1st President of Southwestern Baptist Theological Seminary
- In office 1908–1914
- Preceded by: None
- Succeeded by: Lee Rutland Scarborough

Personal details
- Born: December 27, 1843 Carroll County, Mississippi
- Died: November 11, 1914 (aged 70) Waco, Texas
- Parent(s): Benajah and Mary Carroll
- Education: Baylor University
- Occupation: Theologian, Seminary President, Author, Pastor, Educator

Military service
- Allegiance: Republic of Texas
- Branch/service: Texas State Militia Confederate States Army
- Years of service: 1862-1864 (C.S.A)
- Unit: 17th Texas Infantry
- Battles/wars: American Civil War

= Benajah Harvey Carroll =

American theologian (1843–1914)

Benajah Harvey Carroll Sr, known as B. H. Carroll (December 27, 1843 – November 11, 1914), was a Baptist pastor, theologian, teacher, author, and orator.

==Biography==
Carroll was born near Carrollton in Carroll County in north central Mississippi, one of twelve children to Benejah Carroll and Mary Eliza (Mallard) Carroll. His father was a Baptist Preacher and was also a farmer. In 1858, his father moved the family to Burleson County, Texas.

Carroll served in the army of the Confederate States of America from 1862 to 1864. In 1865, at the age of twenty two, he converted to Christianity at a Methodist camp meeting after taking up a preacher's challenge to experiment with Christianity. In 1866, he took as a second wife the former Ellen Virginia Bell. The first wife was divorced for her infidelity while Carroll was at war. After her death, he married the former Hallie Harrison in 1899.

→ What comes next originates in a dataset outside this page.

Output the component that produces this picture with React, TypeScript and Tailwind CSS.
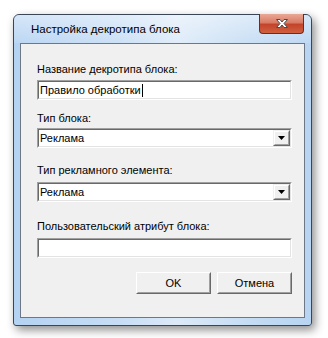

Carroll was head of Baylor University's original Bible College in Waco, Texas and was the founder of Southwestern Baptist Theological Seminary in the city of Fort Worth, Texas. He was also a denominational leader both in the Baptist General Convention of Texas (of which he was a leading founder) and the Southern Baptist Convention. Much of his rise to prominence developed through proving himself a formidable foe in controversy - including debates with Texas politicians, standing for board policies and convention authority in the Hayden controversy in the Baptist General Convention, and opposing the president of Southern Seminary during the Whitsitt controversy at Southern Baptist Theological Seminary. While Carroll had Landmark tendencies, he was not the champion of the Landmark Movement some have made him to be. Of the four major controversies involving Landmark ideas, Carroll sided against the Landmarkers in three of the four. Only in the Whitsitt controversy did Carroll side with Landmarkers and, for Carroll, that controversy was about trustee authority, not Landmark beliefs.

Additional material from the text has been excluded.